REPUBLIKA.CO.ID, JAKARTA -- Menteri Pertanian Amran Sulaiman berencana membangun lumbung pangan di wilayah perbatasan Indonesia. Selain untuk memenuhi kebutuhan wilayah tersebut juga untuk memudahkan ekspor.
"Ingin ekspor tinggal lempar," katanya pada saar rapat koordinasi nasional di gedung Kementerian Pertanian, Kamis (2/2).
Pengamat Pertanian Dwi Andreas mengatakan, pengembangan pertanian di perbatasan hal yang baik namun tidak mudah untuk melakukannya. Berkaca dari masa lalu, kegagalan untuk menjadikan wilayah perbatasan sebagai lumbung pangan seringkali gagal. "Dulu saya pernah mengunjungi Natuna, disana pernah dikembangkan pertanian sampai akhirnya gagal total pada tahun 80-an," ujar dia.
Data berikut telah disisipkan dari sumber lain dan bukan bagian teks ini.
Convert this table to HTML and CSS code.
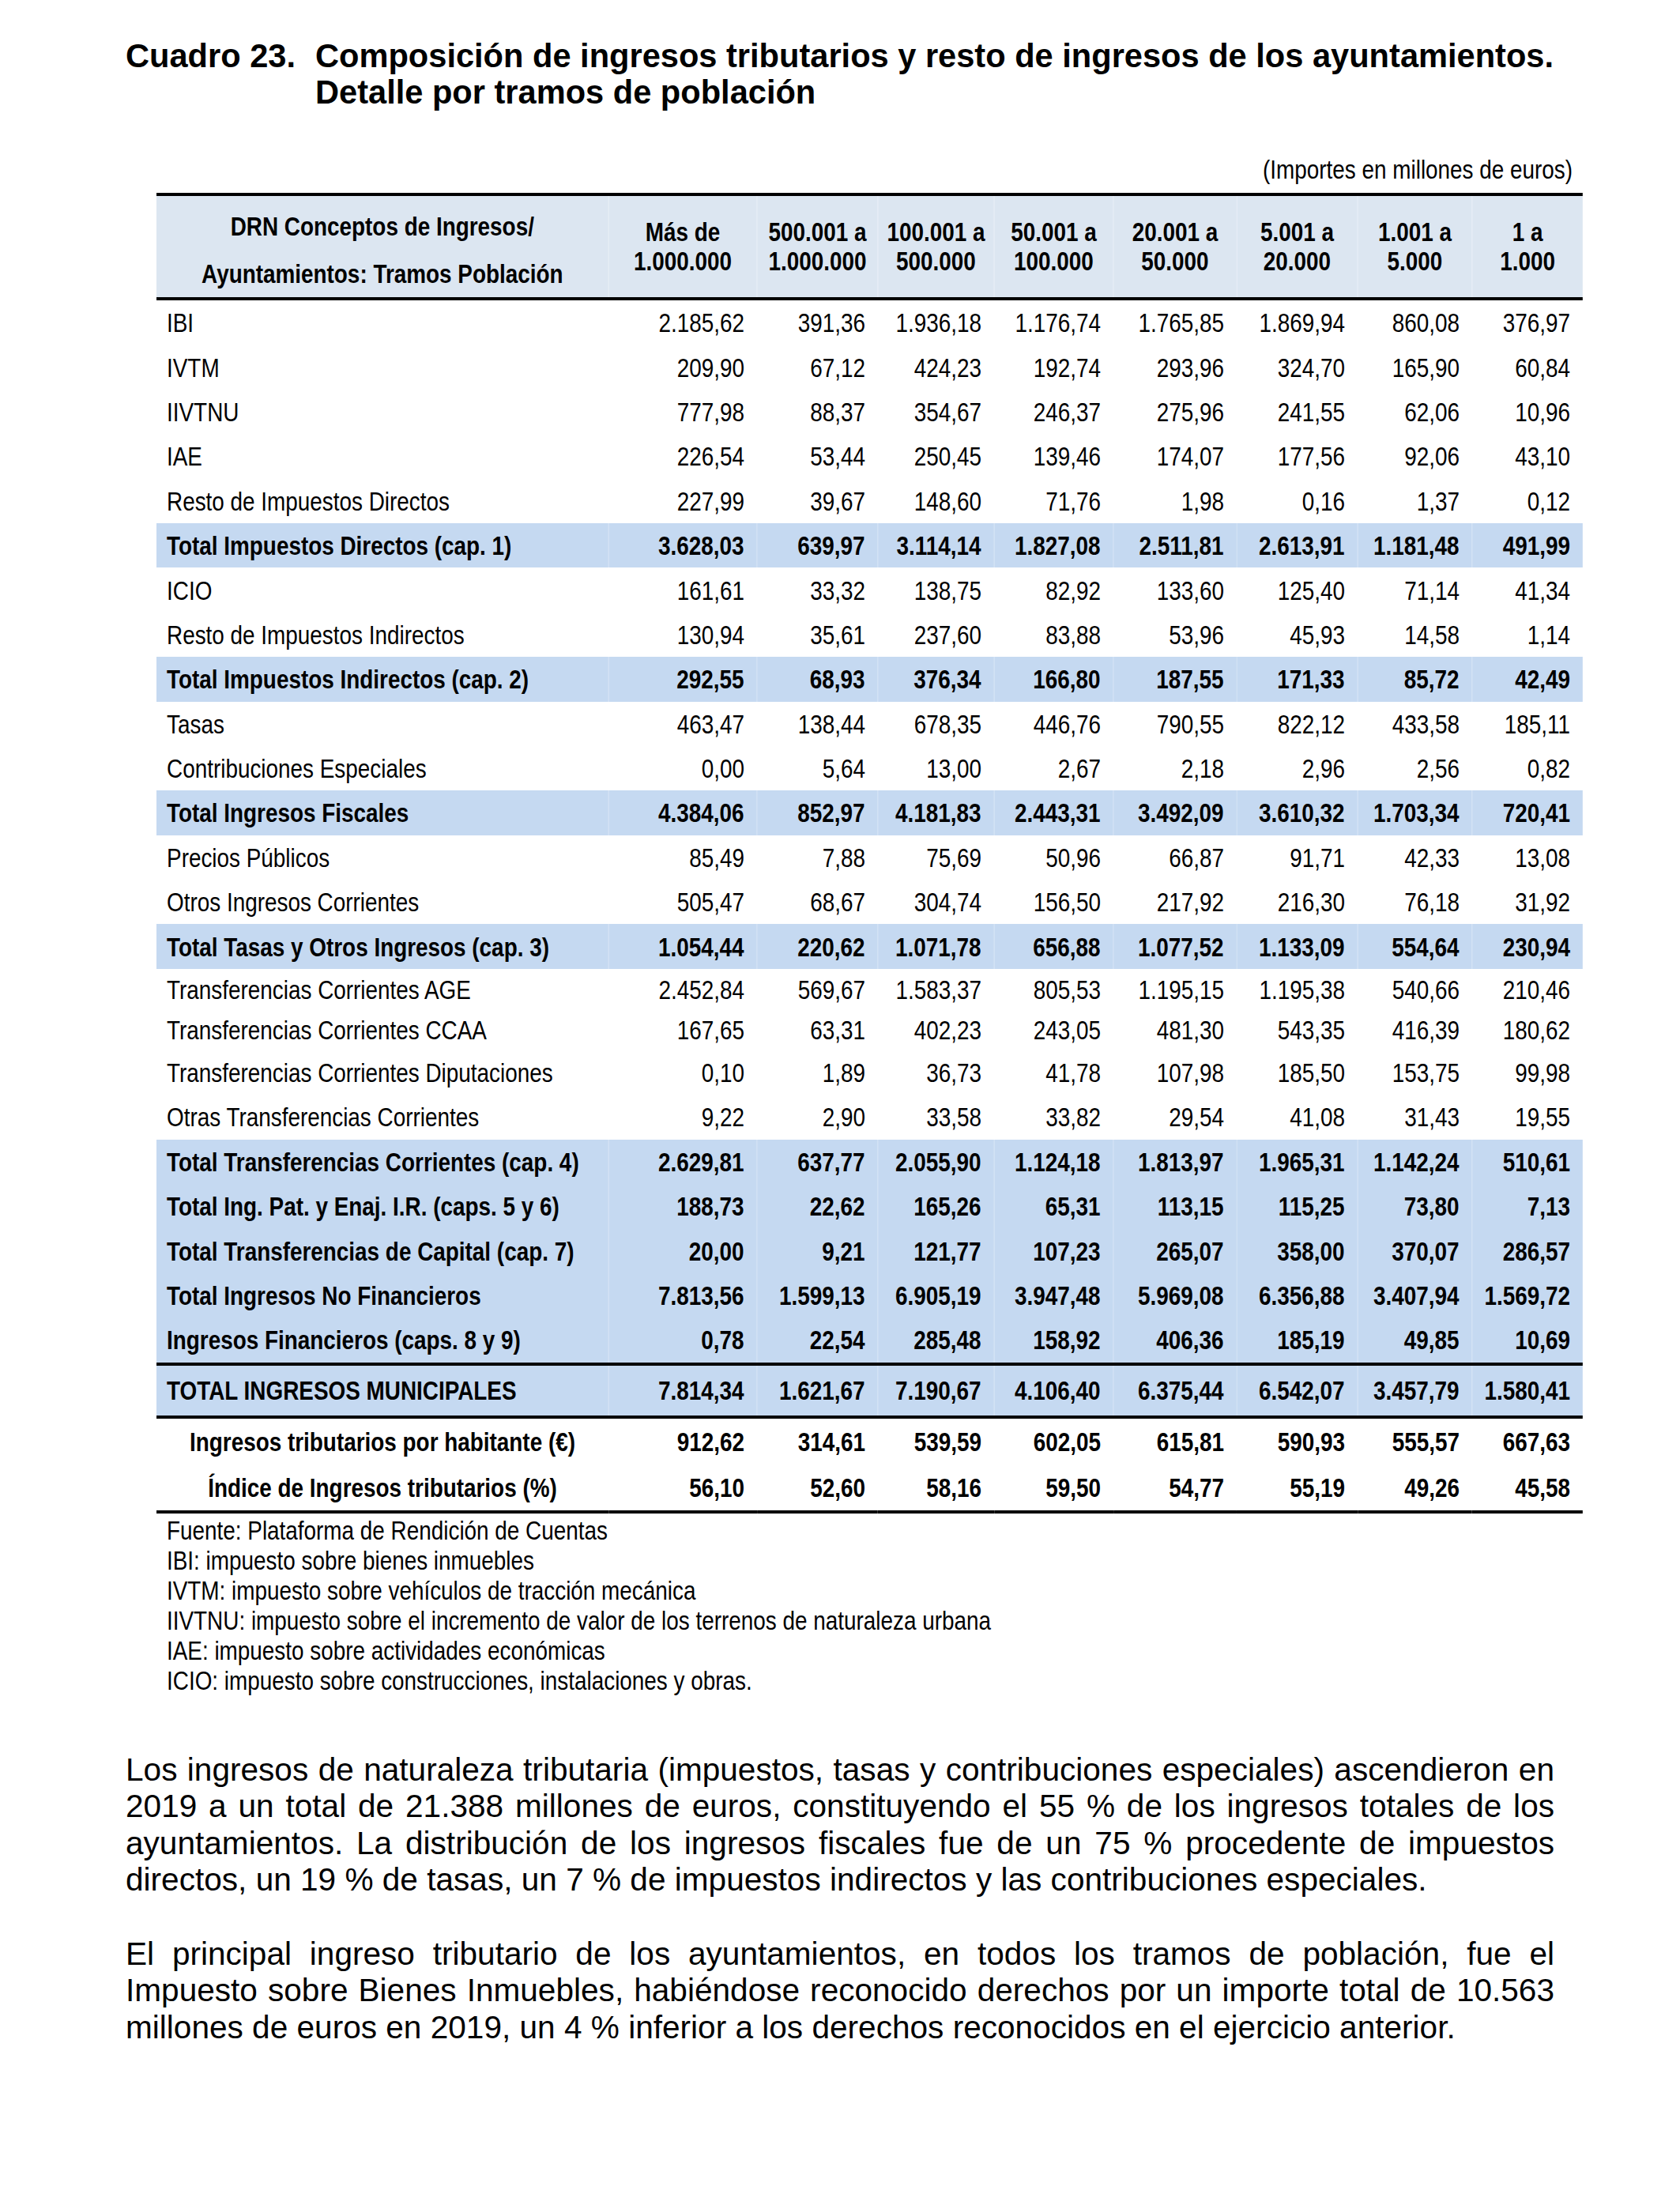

Ada beberapa alasan yang menjadi penyebab kegagalan tersebut, pertama, kata dia, budaya setempat tidak terbiasa dengan budaya menanam padi dan masyarakat setempat memilih mendatangkan dari luar daerah bahkan luar negeri. Agroklimat juga berpengaruh terhadap lokasi tanam. "Ketika agroklimat tidak memenuhi ya tidak perlu dipaksakan karena selain cost sangat tinggi juga risiko kegagalannya tinggi," lanjut dia.
Di beberapa wilayah okupasi tersebut, kata dia, petani atau yang mengembangkan bukannya mendapatkan keuntungan tapi malah rugi. Sebab, biaya usaha tani sangat tinggi sedangkan harga yang mereka terima cukup rendah sehingga merugi. "Sudah banyak contoh yang mengalami kerugian besar terkait pengembangan padi," tambah dia.
Sedangkan, harapan untuk melakukan ekspor diakui Dwi sulit karena harga beras di Indonesia sekarang ini kira-kira dua kali lebih tinggi dibanding harga beras internasional. "Jadi ada banyak hal yang perlu dipertimbangkan," ujar guru besar Institut Pertanian Bogor (IPB) itu.